Goal of the exercise:
Below is a block of records. Copy every line in it that contains the word "screenshot".

Data to process:
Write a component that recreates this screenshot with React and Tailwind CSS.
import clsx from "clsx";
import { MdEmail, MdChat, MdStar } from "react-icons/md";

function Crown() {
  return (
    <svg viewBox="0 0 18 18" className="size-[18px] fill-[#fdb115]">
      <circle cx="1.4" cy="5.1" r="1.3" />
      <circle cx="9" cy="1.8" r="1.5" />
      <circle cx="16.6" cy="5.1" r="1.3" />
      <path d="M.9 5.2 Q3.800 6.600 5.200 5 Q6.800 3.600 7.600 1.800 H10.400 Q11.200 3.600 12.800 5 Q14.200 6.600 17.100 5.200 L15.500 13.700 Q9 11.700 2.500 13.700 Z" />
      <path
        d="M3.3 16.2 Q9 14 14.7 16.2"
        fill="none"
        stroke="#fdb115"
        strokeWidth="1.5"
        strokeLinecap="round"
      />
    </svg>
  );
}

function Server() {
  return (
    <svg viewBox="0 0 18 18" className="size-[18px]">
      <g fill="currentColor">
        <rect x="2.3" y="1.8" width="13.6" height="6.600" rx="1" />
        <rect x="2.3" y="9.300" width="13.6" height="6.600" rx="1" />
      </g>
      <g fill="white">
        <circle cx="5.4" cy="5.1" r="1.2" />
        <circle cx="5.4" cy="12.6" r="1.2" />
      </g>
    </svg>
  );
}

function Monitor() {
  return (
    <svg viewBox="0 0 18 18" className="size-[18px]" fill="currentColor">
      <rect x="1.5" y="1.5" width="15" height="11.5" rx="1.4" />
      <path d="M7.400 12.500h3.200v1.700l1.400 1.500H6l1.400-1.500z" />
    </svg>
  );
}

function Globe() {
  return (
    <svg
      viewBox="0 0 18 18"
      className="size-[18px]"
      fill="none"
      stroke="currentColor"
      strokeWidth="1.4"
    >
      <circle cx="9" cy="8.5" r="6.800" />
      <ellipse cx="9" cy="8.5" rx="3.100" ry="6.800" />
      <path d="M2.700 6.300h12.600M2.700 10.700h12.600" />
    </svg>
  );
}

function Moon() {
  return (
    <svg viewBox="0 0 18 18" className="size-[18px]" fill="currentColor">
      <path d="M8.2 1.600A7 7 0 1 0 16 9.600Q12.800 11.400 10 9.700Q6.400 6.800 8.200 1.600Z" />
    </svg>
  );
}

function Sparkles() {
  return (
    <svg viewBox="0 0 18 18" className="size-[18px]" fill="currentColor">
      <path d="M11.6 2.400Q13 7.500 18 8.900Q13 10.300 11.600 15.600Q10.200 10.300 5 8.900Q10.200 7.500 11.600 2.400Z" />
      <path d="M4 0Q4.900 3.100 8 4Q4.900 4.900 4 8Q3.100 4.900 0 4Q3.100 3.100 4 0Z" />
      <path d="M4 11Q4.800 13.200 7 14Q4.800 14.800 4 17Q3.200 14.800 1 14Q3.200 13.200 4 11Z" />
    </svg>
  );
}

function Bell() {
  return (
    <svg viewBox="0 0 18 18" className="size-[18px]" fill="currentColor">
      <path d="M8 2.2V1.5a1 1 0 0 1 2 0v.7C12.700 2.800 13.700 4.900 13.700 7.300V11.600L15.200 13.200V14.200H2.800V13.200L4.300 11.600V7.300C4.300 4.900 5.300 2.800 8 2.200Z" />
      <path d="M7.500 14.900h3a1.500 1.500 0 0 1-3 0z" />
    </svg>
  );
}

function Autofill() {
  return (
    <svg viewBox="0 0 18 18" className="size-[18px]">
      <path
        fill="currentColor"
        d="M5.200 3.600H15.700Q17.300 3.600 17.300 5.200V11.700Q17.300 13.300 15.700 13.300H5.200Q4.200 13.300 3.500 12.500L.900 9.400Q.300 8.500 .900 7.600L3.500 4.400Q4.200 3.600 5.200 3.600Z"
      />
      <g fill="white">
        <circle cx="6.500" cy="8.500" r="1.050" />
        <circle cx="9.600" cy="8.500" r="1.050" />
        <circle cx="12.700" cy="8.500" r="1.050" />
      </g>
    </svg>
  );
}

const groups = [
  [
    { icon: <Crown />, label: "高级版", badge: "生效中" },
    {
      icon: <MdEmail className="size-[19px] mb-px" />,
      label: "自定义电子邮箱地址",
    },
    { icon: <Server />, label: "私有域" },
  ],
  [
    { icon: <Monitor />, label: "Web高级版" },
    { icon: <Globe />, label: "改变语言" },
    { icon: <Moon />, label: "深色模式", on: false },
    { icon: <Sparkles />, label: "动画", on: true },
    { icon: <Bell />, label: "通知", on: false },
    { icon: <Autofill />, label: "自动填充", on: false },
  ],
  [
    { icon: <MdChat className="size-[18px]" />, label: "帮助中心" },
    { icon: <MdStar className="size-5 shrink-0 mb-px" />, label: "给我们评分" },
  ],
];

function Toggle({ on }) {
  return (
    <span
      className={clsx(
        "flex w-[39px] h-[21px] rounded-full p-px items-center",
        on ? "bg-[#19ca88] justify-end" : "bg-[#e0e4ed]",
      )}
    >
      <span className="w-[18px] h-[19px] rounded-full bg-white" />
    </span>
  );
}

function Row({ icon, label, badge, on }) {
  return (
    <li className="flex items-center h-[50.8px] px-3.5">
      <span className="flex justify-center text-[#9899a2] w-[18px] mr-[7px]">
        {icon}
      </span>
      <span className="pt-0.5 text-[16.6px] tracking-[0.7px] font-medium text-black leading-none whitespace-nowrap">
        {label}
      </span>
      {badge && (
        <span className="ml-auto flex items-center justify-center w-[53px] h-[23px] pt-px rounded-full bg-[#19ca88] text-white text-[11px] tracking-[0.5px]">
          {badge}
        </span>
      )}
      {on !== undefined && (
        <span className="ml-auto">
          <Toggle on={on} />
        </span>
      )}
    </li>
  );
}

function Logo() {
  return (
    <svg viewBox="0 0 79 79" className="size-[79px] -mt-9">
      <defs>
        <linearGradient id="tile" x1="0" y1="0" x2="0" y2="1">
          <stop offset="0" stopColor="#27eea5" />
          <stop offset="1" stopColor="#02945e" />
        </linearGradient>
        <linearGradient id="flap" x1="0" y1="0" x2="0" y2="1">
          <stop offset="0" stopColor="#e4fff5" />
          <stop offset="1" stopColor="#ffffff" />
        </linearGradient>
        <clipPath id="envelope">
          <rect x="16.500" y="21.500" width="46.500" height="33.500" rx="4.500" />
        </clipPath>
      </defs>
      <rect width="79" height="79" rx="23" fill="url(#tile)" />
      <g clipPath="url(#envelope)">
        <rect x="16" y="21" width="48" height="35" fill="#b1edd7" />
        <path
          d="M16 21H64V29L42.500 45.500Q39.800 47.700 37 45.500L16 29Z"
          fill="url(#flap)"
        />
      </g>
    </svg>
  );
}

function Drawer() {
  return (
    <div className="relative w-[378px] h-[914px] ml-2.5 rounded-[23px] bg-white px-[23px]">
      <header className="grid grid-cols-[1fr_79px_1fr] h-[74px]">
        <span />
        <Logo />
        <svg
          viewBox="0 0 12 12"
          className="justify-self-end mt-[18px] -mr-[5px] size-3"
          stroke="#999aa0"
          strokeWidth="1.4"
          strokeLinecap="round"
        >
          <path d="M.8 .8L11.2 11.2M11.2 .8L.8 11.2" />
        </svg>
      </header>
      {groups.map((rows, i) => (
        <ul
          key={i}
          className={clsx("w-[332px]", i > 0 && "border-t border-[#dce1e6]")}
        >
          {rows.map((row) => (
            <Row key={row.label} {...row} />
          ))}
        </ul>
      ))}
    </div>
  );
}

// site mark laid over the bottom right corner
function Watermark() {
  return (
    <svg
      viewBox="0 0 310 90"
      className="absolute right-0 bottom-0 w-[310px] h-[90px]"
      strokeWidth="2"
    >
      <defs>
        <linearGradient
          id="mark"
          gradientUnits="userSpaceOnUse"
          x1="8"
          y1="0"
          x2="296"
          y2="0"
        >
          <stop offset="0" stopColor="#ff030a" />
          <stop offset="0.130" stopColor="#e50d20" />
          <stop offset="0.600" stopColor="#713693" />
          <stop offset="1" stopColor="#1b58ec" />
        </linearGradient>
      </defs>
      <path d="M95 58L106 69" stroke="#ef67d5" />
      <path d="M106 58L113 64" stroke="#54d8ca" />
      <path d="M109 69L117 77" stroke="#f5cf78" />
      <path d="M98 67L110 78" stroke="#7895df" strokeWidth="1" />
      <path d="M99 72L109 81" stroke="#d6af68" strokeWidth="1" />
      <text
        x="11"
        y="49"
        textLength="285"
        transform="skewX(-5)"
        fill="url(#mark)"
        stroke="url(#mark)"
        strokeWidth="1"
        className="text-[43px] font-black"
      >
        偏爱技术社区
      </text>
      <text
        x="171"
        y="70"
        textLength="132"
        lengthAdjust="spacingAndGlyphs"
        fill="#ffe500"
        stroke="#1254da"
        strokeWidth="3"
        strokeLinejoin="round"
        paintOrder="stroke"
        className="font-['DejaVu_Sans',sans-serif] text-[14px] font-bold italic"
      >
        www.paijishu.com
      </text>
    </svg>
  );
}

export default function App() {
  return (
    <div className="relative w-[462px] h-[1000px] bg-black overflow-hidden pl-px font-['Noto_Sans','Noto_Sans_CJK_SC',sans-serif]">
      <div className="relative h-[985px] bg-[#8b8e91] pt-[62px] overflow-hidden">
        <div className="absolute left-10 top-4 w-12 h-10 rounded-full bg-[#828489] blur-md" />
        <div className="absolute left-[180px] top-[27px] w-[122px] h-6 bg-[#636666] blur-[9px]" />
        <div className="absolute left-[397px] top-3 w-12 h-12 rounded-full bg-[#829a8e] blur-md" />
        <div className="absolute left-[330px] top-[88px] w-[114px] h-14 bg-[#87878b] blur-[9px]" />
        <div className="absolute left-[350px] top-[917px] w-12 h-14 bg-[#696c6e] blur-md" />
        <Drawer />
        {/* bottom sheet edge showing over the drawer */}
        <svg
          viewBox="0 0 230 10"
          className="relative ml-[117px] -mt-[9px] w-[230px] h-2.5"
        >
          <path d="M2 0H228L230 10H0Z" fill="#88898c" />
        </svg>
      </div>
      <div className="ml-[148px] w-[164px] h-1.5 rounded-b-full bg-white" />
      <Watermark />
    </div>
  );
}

==

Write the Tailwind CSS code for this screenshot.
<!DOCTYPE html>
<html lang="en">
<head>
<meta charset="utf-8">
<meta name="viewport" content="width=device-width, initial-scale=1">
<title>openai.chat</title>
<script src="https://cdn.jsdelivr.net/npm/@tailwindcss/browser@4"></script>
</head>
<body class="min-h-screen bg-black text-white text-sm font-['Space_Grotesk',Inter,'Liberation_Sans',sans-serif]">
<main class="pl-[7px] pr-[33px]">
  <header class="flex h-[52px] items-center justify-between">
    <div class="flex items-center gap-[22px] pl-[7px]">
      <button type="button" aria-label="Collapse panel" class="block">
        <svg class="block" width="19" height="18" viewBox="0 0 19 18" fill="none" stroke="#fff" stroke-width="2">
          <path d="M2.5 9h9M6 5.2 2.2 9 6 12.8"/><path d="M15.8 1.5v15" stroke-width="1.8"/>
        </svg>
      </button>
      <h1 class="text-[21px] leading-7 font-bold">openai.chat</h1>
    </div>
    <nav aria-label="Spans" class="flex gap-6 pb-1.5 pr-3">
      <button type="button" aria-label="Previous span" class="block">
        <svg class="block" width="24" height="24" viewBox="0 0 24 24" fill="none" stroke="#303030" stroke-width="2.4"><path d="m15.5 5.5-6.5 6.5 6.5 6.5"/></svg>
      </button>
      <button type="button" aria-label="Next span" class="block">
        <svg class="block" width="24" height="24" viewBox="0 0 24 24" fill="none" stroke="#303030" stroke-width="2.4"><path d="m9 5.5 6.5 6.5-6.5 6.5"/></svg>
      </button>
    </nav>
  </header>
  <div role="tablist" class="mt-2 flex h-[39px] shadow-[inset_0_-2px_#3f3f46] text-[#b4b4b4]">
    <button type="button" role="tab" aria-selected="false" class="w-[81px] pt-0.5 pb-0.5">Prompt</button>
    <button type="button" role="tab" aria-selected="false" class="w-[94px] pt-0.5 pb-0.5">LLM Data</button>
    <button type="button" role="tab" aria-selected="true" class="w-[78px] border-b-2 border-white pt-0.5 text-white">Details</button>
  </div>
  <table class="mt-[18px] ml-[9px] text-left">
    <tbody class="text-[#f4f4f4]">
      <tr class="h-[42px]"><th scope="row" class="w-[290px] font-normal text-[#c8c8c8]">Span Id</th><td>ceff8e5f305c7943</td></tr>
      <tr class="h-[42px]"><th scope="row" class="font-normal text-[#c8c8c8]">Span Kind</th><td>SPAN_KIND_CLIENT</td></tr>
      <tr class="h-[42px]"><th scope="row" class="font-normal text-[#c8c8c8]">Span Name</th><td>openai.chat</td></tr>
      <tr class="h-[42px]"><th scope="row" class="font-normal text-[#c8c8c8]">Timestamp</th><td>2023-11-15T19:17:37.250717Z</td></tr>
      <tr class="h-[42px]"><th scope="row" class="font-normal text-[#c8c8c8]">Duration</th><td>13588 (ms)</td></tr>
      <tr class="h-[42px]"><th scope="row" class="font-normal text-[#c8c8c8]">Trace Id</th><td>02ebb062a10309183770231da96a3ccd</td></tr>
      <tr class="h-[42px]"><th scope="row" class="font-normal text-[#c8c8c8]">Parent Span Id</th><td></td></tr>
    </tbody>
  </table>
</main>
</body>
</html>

--

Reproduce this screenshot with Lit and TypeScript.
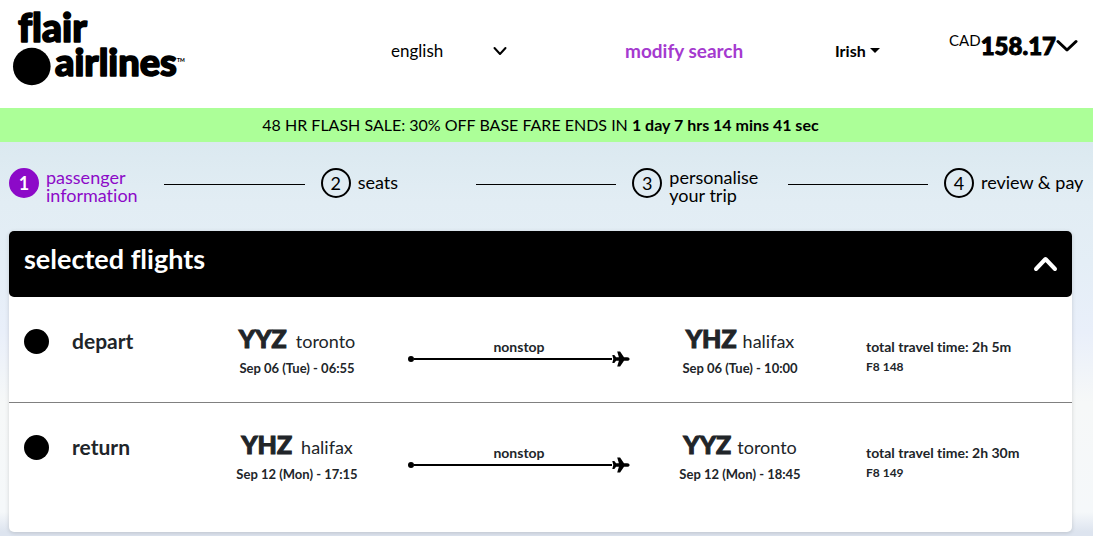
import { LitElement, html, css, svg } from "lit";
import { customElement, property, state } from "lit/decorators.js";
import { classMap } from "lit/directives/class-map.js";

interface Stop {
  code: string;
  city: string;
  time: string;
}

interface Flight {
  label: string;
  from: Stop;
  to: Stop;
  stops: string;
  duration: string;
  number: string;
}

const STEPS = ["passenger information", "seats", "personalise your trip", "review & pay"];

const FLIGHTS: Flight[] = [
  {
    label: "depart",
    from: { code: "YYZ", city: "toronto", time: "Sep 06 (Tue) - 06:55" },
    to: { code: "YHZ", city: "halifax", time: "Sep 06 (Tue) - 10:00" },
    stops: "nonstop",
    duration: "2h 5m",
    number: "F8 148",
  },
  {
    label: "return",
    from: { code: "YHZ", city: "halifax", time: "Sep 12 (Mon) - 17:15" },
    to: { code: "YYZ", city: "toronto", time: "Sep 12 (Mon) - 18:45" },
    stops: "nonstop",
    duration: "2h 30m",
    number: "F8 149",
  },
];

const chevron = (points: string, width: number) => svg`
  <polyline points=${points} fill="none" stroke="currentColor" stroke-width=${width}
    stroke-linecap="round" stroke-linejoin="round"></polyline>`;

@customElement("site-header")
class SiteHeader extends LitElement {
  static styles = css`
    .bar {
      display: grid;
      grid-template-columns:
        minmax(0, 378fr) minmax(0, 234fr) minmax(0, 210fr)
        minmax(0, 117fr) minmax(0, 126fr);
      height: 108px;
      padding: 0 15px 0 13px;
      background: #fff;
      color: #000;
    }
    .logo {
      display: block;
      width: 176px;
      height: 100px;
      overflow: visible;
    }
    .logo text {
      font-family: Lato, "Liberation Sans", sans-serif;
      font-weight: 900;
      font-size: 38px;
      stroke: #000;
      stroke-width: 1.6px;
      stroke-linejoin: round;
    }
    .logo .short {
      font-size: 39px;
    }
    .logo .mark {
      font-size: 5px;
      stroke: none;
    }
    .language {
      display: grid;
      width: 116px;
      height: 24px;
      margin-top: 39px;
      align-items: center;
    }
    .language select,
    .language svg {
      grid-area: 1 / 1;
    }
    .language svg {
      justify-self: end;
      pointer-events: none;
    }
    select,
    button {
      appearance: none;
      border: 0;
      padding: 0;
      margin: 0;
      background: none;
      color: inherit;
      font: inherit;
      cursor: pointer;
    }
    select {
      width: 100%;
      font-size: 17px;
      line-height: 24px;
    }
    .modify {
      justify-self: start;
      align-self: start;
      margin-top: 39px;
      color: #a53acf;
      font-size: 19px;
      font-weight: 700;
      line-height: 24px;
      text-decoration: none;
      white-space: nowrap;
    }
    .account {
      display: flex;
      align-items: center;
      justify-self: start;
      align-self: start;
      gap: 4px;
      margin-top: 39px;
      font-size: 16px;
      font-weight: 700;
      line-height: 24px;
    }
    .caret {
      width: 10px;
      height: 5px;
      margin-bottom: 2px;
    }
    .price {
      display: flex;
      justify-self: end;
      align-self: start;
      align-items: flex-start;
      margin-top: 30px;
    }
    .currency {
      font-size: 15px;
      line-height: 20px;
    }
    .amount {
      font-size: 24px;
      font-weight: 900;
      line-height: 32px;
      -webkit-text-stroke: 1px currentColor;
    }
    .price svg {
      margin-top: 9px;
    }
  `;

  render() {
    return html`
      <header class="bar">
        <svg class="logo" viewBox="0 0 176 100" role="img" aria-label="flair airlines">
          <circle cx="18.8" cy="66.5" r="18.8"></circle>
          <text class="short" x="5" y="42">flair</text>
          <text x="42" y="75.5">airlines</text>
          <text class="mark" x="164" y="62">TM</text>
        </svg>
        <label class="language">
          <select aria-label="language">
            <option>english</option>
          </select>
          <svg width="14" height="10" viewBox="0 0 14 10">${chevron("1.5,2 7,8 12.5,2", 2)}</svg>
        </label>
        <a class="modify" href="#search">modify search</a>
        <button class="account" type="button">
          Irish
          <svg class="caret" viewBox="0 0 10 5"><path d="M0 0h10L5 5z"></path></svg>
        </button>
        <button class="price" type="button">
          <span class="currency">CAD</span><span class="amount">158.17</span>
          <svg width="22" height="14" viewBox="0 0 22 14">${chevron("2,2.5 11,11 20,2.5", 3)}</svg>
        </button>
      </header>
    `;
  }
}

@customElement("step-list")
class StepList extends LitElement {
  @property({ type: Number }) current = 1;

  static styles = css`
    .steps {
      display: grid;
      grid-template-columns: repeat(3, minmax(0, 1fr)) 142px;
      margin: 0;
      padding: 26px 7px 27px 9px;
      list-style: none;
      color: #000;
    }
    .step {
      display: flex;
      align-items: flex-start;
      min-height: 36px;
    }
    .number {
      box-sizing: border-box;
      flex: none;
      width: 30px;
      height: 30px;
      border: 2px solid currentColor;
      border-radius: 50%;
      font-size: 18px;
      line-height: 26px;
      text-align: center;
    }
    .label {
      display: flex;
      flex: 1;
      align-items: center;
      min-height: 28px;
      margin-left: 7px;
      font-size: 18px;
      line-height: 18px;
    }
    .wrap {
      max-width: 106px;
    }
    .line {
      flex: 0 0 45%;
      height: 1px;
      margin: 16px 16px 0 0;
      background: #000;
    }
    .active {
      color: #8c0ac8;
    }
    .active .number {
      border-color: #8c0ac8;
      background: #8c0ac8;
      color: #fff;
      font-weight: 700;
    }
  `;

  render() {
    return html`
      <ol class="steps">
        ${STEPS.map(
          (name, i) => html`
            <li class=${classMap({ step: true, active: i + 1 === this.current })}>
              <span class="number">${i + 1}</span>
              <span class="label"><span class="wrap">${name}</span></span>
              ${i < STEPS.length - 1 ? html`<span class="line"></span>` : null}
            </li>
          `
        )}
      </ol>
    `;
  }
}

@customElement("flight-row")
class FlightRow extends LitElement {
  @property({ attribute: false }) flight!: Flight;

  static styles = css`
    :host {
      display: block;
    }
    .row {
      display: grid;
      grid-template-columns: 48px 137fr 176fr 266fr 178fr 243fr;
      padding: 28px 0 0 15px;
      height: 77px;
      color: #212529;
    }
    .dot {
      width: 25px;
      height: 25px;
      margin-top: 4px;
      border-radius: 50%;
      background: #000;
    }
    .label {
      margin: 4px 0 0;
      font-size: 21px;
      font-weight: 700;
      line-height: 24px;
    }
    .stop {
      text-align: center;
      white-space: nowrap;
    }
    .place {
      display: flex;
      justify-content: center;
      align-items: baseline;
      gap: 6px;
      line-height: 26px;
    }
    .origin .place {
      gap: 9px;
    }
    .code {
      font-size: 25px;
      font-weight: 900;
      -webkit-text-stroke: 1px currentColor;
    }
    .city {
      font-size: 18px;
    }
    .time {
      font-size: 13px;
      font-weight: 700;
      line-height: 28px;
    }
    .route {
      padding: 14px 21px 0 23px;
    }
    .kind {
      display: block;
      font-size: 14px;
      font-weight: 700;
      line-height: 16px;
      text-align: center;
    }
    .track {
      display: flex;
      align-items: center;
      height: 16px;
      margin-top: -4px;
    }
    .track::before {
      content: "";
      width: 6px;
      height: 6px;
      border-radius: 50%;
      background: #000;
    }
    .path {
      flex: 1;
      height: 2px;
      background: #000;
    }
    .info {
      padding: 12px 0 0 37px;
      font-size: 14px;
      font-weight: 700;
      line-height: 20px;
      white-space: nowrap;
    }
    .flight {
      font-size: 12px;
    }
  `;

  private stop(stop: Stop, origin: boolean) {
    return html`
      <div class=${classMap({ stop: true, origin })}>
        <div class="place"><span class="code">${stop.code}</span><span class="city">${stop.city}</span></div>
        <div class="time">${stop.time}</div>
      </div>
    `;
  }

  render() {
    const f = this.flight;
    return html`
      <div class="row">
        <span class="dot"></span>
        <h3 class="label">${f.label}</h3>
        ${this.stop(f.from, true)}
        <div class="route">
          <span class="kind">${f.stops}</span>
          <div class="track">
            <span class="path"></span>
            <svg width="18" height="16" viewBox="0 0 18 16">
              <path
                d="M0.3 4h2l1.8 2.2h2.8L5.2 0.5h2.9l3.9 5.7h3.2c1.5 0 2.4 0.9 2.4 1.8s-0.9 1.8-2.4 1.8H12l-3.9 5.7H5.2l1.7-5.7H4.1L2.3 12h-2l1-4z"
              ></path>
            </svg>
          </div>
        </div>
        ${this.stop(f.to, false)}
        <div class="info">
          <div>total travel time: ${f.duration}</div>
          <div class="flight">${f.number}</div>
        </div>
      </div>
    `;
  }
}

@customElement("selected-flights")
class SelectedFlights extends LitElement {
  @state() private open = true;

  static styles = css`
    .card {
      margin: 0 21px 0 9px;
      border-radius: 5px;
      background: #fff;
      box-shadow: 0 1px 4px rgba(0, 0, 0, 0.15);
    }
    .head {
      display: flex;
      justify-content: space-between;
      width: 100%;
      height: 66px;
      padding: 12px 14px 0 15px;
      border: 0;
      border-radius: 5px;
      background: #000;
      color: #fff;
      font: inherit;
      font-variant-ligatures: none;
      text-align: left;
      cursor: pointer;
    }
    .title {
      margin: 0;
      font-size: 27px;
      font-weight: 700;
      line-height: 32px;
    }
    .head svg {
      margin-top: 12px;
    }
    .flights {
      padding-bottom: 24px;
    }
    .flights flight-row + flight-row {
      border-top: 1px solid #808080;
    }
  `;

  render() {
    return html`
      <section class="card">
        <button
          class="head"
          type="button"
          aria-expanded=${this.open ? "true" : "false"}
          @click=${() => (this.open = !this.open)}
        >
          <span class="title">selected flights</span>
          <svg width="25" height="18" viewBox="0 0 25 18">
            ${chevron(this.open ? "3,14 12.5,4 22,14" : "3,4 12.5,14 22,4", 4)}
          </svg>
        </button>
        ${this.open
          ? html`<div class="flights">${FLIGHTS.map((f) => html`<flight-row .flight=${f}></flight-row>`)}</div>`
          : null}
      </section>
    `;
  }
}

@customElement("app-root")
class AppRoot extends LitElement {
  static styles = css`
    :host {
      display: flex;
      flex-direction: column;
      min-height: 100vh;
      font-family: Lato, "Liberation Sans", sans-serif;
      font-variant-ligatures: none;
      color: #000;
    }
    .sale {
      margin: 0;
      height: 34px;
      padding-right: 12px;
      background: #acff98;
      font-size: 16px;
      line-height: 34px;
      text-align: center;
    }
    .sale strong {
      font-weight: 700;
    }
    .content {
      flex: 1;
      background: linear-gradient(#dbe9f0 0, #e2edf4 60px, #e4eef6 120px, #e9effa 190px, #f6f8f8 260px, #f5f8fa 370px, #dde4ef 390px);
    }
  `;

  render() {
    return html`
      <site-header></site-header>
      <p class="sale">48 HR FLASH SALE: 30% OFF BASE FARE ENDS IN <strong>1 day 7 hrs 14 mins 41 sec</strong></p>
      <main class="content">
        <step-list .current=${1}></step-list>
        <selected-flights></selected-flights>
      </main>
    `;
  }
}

Written solution:
Write a component that recreates this screenshot with React and Tailwind CSS.
Write the Tailwind CSS code for this screenshot.
Reproduce this screenshot with Lit and TypeScript.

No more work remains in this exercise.